Transition énergétique : des objectifs de réduction des gaz à effet de serre mis à mal par l’impératif de souveraineté énergétique

A l’invasion de l’Ukraine par la Russie le 24 février dernier, l’Union européenne a répondu par l’adoption de plusieurs paquets de sanctions économiques et financières sans précédent à l’encontre de la Russie, visant à priver l’économie russe de l’une de ces principales sources de revenus que sont l’exportation de gaz et de pétrole. En se donnant pour objectif de réduire drastiquement ses approvisionnements en pétrole et en gaz en provenance de la Russie, ces sanctions ont pour autant révélé la grande dépendance – pour ne pas dire extrême pour certains pays de l’Union – au pétrole et plus encore au gaz russe.

Dépendance vis-à-vis de laquelle les énergies renouvelables ne peuvent actuellement répondre. Les retards pris dans le développement de ces énergies alternatives (solaire, éolien), notamment en France, est tel que, face au risque réel de ruptures d’approvisionnement en gaz russe cet hiver, les mesures d’urgence adoptées par nombre de gouvernement depuis quelques semaines vont à l’encontre des objectifs ambitieux de réduction des gaz à effet de serre : dans le cadre du Green Deal européen engagé depuis 2021, les Etats membres de l’Union européenne se sont engagés à réduire non plus de 40% mais de 55% d’ici à 2030 leur émissions de gaz à effet de serre par rapport aux niveaux de 1990 et d’atteindre la neutralité carbone d’ici à 2050.

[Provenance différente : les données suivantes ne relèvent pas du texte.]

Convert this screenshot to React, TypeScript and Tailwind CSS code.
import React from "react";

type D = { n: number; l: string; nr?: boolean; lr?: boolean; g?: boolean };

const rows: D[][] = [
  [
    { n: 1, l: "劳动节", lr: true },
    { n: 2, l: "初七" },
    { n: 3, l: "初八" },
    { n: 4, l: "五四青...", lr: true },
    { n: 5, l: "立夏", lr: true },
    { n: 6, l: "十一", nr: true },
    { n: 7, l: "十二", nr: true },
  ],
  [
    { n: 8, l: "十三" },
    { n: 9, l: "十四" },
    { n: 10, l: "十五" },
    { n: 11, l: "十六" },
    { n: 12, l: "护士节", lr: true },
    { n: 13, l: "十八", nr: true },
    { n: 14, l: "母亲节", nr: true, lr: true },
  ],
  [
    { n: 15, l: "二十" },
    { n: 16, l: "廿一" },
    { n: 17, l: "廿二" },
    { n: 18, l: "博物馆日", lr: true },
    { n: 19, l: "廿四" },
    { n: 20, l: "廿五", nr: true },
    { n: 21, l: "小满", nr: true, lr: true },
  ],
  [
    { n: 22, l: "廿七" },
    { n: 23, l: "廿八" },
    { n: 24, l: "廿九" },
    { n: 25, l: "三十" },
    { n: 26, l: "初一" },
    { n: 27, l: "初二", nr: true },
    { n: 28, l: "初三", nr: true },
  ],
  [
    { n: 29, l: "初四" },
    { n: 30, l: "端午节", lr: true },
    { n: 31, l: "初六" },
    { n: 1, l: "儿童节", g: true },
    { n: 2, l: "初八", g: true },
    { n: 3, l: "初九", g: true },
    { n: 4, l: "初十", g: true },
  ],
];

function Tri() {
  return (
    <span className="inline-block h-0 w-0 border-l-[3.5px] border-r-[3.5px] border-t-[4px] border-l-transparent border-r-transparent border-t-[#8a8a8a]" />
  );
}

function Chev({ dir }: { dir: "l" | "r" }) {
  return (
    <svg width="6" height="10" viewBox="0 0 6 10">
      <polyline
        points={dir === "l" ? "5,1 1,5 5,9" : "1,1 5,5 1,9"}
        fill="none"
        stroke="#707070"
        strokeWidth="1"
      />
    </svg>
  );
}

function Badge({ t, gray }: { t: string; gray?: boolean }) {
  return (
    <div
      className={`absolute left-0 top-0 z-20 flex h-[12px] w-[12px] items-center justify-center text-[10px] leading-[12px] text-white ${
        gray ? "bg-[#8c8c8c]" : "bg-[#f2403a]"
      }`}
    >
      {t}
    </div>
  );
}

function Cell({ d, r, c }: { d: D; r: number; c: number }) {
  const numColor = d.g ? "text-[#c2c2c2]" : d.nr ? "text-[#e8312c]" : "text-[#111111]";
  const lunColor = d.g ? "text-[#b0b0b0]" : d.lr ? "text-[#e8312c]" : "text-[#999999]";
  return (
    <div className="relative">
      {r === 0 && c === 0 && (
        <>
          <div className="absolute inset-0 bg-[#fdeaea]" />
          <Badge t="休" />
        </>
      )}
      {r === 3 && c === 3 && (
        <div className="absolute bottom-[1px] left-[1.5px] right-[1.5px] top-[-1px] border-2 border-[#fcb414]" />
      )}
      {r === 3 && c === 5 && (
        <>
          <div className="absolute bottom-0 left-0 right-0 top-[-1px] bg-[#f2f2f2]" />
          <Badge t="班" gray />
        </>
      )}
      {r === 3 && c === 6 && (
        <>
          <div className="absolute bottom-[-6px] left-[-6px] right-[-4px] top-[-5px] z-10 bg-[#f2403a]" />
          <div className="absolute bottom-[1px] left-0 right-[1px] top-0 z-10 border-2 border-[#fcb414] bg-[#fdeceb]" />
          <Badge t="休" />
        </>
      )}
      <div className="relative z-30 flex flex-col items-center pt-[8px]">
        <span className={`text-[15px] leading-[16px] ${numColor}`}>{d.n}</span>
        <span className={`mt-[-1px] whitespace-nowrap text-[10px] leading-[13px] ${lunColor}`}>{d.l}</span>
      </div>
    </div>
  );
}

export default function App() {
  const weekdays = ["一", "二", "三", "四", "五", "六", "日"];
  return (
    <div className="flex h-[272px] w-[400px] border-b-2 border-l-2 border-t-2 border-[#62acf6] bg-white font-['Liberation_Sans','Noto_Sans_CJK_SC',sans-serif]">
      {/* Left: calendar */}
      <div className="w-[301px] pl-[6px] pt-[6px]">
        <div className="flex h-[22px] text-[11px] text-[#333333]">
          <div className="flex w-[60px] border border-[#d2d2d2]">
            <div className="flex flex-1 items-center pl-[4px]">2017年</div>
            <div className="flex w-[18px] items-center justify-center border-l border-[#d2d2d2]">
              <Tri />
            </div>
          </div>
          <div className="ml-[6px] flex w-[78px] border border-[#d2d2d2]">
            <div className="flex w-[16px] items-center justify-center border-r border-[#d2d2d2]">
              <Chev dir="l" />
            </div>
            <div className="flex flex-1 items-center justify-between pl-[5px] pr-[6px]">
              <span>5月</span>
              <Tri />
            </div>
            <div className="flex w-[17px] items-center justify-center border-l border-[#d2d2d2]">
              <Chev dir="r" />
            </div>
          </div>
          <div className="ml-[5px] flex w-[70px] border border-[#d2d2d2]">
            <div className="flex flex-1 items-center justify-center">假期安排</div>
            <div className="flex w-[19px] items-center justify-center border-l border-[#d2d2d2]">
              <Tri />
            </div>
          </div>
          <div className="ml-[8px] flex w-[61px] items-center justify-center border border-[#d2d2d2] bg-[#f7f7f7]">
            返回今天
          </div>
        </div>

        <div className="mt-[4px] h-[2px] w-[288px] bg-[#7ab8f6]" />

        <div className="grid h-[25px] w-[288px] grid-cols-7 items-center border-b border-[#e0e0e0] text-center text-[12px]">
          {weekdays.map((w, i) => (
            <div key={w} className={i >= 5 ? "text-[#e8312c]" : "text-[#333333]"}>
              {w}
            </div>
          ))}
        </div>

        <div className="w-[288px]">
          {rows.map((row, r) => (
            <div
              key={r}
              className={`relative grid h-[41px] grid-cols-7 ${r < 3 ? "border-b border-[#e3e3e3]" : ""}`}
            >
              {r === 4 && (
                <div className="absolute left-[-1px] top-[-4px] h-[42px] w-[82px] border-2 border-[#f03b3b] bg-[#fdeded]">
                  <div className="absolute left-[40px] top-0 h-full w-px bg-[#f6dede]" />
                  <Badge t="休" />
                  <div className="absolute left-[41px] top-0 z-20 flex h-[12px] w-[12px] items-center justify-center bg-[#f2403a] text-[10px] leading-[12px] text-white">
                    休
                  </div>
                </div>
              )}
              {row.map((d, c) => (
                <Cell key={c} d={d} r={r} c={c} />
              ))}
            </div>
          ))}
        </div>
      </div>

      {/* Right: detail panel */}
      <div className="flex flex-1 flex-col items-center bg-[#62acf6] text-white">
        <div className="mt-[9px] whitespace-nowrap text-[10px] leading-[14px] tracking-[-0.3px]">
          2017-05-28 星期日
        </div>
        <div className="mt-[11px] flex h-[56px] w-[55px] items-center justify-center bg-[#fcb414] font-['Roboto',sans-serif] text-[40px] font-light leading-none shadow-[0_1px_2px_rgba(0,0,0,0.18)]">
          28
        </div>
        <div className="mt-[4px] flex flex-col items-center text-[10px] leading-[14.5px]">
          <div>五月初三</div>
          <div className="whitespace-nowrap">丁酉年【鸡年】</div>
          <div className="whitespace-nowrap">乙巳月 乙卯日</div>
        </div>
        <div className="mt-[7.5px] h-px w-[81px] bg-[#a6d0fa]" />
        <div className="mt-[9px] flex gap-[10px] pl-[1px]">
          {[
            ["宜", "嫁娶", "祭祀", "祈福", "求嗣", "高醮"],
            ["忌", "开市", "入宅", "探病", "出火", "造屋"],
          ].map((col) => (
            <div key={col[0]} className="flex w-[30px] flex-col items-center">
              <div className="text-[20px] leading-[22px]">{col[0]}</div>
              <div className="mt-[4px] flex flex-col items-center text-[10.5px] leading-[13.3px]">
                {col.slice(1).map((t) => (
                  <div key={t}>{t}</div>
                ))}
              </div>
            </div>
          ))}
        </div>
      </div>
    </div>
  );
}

L’annonce faite en juin dernier par l’Allemagne d’une plus grande exploitation des centrales à charbon ne va pas dans cette direction et contrevient à l’objectif d’abandon total du charbon d’ici à 2030 affiché par le gouvernement de coalition du Chancelier Scholz. Cette annonce a précédé d’un jour celle du gouvernement autrichien de réactivation de la centrale à charbon située à Mellach jusqu’à présent à l’arrêt, afin de pouvoir produire de l’électricité à partir du charbon si la situation l’imposait. L’Autriche est elle aussi confrontée à une diminution des livraisons de gaz russe dont elle dépend à 80%.

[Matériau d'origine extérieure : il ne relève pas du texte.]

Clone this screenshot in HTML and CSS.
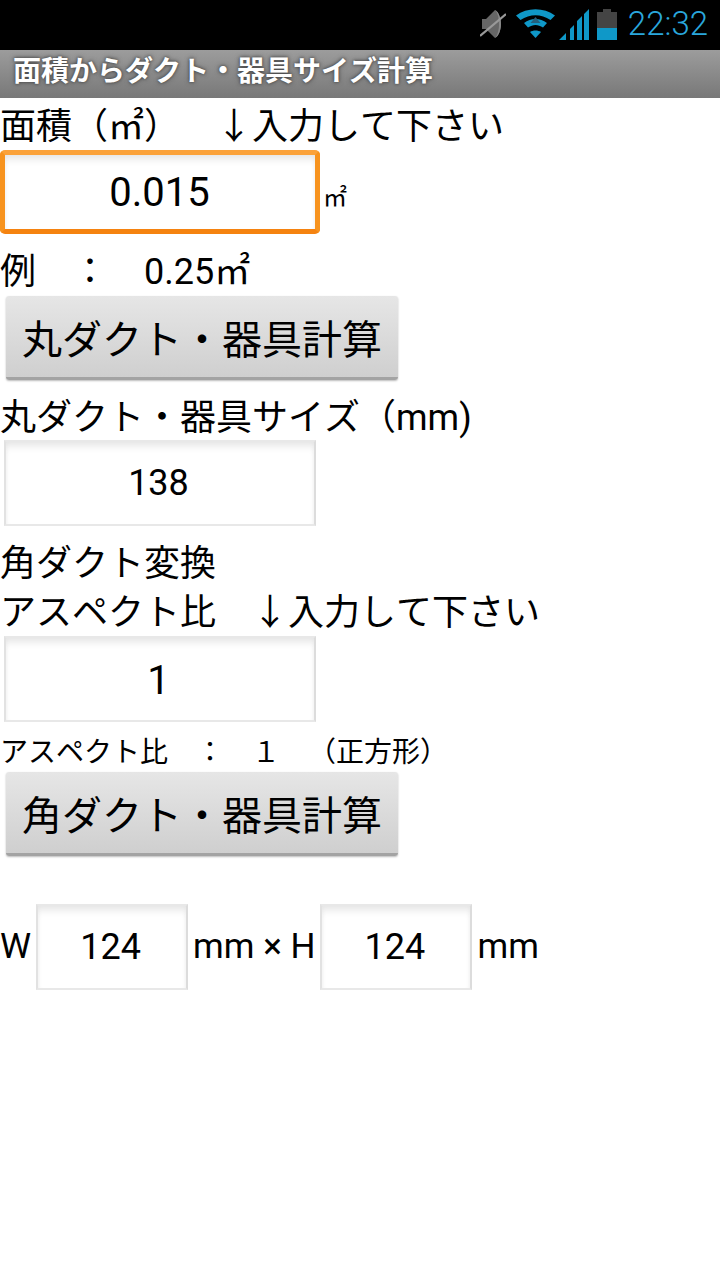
FILE: index.html
```html
<!DOCTYPE html>
<html lang="ja">
<head>
<meta charset="utf-8">
<title>面積からダクト・器具サイズ計算</title>
<link rel="stylesheet" href="styles.css">
</head>
<body>
<div class="status">
  <svg class="ic-mute" viewBox="0 0 26 28" width="26" height="28"><path d="M2 9h4L15 0c4 2 6 9 6 14s-2 12-6 14L6 19H2z" fill="#666"/><path d="M15 0c4 2 6 9 6 14s-2 12-6 14c3-3 4-9 4-14s-1-11-4-14z" fill="#888"/><path d="M0 26 26 4" stroke="#999" stroke-width="2.200"/></svg>
  <svg class="ic-wifi" viewBox="0 0 40 30" width="40" height="30"><path d="M0 6.500C11-2 28-2 39 6.500L34.500 11C25 4.500 14 4.500 4.500 11z" fill="#0f98c8"/><path d="M8 14C15 8.500 24 8.500 31 14L27 18.500C22 15 17 15 12 18.500z" fill="#0f98c8"/><path d="M14 23C17 21 22 21 25 23L19.500 29z" fill="#0f98c8"/><path d="M19.500 8 14.500 14H24.500z" fill="#24607c"/></svg>
  <svg class="ic-signal" viewBox="0 0 30 31" width="30" height="31"><path d="M0 31 7 24V31zM11 31V20L15 16V31zM18 31V12L23 7V31zM25 31V5L30 0V31z" fill="#0f98c8"/></svg>
  <svg class="ic-batt" viewBox="0 0 20 31" width="20" height="31"><path d="M6 0h8v3h6v16H0V3h6z" fill="#444"/><path d="M0 19h20v12H0z" fill="#0f98c8"/></svg>
  <span class="clock">22:32</span>
</div>
<div class="titlebar"><span class="title-text">面積からダクト・器具サイズ計算</span></div>
<main class="form">
  <div class="label l1">面積（㎡）　↓入力して下さい</div>
  <div class="input-row">
    <div class="field focus"><span class="lat">0.015</span></div>
    <span class="unit">㎡</span>
  </div>
  <div class="label l2">例　：　<span class="lat">0.25</span>㎡</div>
  <div class="btn">丸ダクト・器具計算</div>
  <div class="label l3">丸ダクト・器具サイズ（<span class="lat">mm)</span></div>
  <div class="field out"><span class="lat">138</span></div>
  <div class="label l4">角ダクト変換</div>
  <div class="label l5">アスペクト比　↓入力して下さい</div>
  <div class="field out aspect"><span class="lat">1</span></div>
  <div class="label small">アスペクト比　：　１　（正方形）</div>
  <div class="btn">角ダクト・器具計算</div>
  <div class="result-row">
    <span class="rtext lat">W</span>
    <div class="field narrow"><span class="lat">124</span></div>
    <span class="rtext lat">mm × H</span>
    <div class="field narrow"><span class="lat">124</span></div>
    <span class="rtext lat">mm</span>
  </div>
</main>
</body>
</html>
```
FILE: styles.css
```css
* { box-sizing: border-box; }
html, body { margin: 0; padding: 0; }
body {
  width: 720px;
  height: 1280px;
  background: #fff;
  color: #000;
  font-family: "Noto Sans CJK JP", sans-serif;
  font-kerning: none;
  text-spacing-trim: space-all;
  overflow: hidden;
}
.lat { font-family: Roboto, sans-serif; }
.status {
  height: 50px;
  background: #000;
  display: flex;
  align-items: center;
  justify-content: flex-end;
  padding: 0 12px 2px 0;
}
.ic-mute { margin-right: 10px; }
.ic-wifi { margin-right: 3px; }
.ic-signal { margin-right: 8px; }
.ic-batt { margin-right: 11px; }
.clock { color: #2aa7dc; font-family: Roboto, sans-serif; font-size: 33px; font-weight: 300; line-height: 48px; }
.titlebar {
  height: 48px;
  background: linear-gradient(#9c9c9c, #787878);
  padding: 0 0 10px 13px;
  display: flex;
  align-items: center;
}
.title-text {
  color: #fff;
  font-size: 28px;
  font-weight: 700;
  text-shadow: 0 0 3px #444, 0 0 5px #555;
  line-height: 38px;
}
.form { display: flex; flex-direction: column; }
.label { font-size: 36px; white-space: nowrap; }
.l1 { height: 52px; line-height: 50px; }
.l2 { height: 62px; line-height: 44px; padding-top: 12px; }
.l3 { height: 60px; line-height: 68px; }
.l4 { height: 48px; line-height: 41px; margin-top: 14px; }
.l5 { height: 48px; line-height: 42px; }
.small { font-size: 28px; height: 50px; line-height: 56px; }
.input-row { display: flex; align-items: center; height: 84px; }
.unit { font-size: 24px; margin-left: 3px; padding-top: 6px; }
.field {
  background: #fff;
  border: 2px solid #e8e8e8;
  border-left-color: #e2e2e2;
  border-right-color: #dcdcdc;
  box-shadow: inset 0 9px 10px -6px #e0e0e0, inset 4px 0 5px -4px #eee, inset -4px 0 5px -4px #eee;
  display: flex;
  align-items: center;
  justify-content: center;
  padding-right: 3px;
  font-size: 36px;
}
.field.focus {
  width: 320px;
  height: 84px;
  border: 5px solid #f7931e;
  border-top-color: #fba23a;
  border-bottom-color: #f58310;
  border-radius: 5px;
  padding-right: 1px;
  font-size: 40px;
}
.field.out { width: 312px; height: 86px; margin-left: 4px; }
.field.aspect { font-size: 40px; padding-top: 3px; padding-right: 3px; }
.btn {
  width: 392px;
  height: 84px;
  margin-left: 6px;
  background: linear-gradient(#e6e6e6, #cfcfcf);
  border-radius: 3px;
  border-bottom: 3px solid #a3a3a3;
  box-shadow: 0 1px 2px #bbb;
  display: flex;
  align-items: center;
  justify-content: center;
  font-size: 40px;
  white-space: nowrap;
}
.result-row { display: flex; align-items: center; height: 86px; margin-top: 48px; }
.rtext { font-size: 35px; white-space: nowrap; padding-bottom: 2px; }
.field.narrow { width: 152px; height: 86px; margin: 0 5px; }
```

La France n’est pas en reste avec la loi portant mesures d’urgence pour le pouvoir d’achat adoptée début août au terme d’un débat parlementaire nourri. En réponse au risque d’un arrêt total des livraisons de gaz russe, menace qu’entretient la Russie avec la fermeture partielle du robinet du gazoduc NordStream 1, plusieurs mesures en faveur d’un recours accru aux énergies fossiles ont été intégrées au texte. La loi prévoit ainsi la possibilité de redémarrer la centrale à charbon de Saint-Avold en Lorraine, fermée depuis le mois de mars, si la situation l’imposait là encore l’hiver prochain. Elle permet par ailleurs de relever les plafonds d’émissions de gaz à effet de serre en cas de menace sur la sécurité d’approvisionnement en électricité, sous réserve toutefois de pouvoir compenser ses émissions. Afin de réduire la dépendance de la France au gaz russe, la loi permet par différentes mesures de simplification administrative d’accélérer la mise en service d’un terminal méthanier flottant dans le port du Havre à l’échéance de septembre 2023. Il n’est pas impossible que ce nouveau terminal ouvre la voie à l’importation de gaz de schiste américain, dont l’exploitation par technique de fracturation hydraulique est régulièrement dénoncée pour son impact sur l’environnement.